There are about 10 large operators that probably make sense to go into core (maybe integral, double integral, triple integral, contour integral, surface integral, volume integral, sum, product, coproduct, union, intersection). Likely what result is decided for core should be extended to open for the other large operators (e.g., ⊍).
These are all very similar in structure in that
intent
potentially goes onmsub
/munder
with one argument (typically specifying a domain for the "index") andmsubsup
/munderover
with two arguments ("... from xxx to yyy"). Or they go on some containingmrow
with an additional argument (e.g., "... from xxx to yyy of zzz"). If they go on one of the scripting elements, then there is no need for intents for indefinite integration or sums that don't have limits. If they go on anmrow
, then maybe it makes sense to have an intent for them although Neil felt the speech needs no intent because there is no other sensible speech for "integral", "sum", etc.In the Dec 21 meeting, no one stood up for the "dx" being part of the argument for integral as it would be spoken "dx" wherever it was and didn't need help from an intent.

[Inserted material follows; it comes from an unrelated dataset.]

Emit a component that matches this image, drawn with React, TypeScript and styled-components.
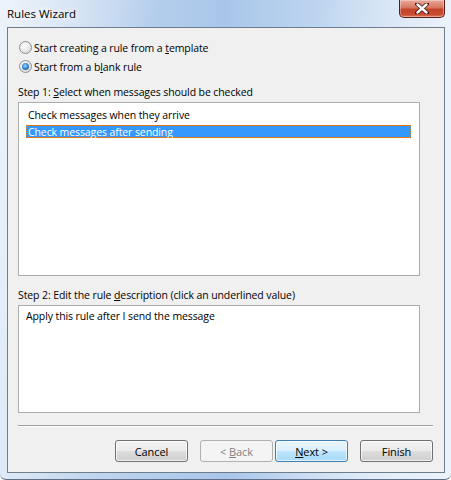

In the meeting, Neil felt that listing these all out both uses up a lot space (and hence appears complicated) and more importantly, obscures their similarity making it harder on both generators and consumers of the spec. His suggestion is to create another list between the "Core Concept Default Fixity properties" and the "Core Concept Templates". Others were not enthusiastic with that idea.
This issue provides a place to discuss the pros and cons of how intents for large operators should be handled.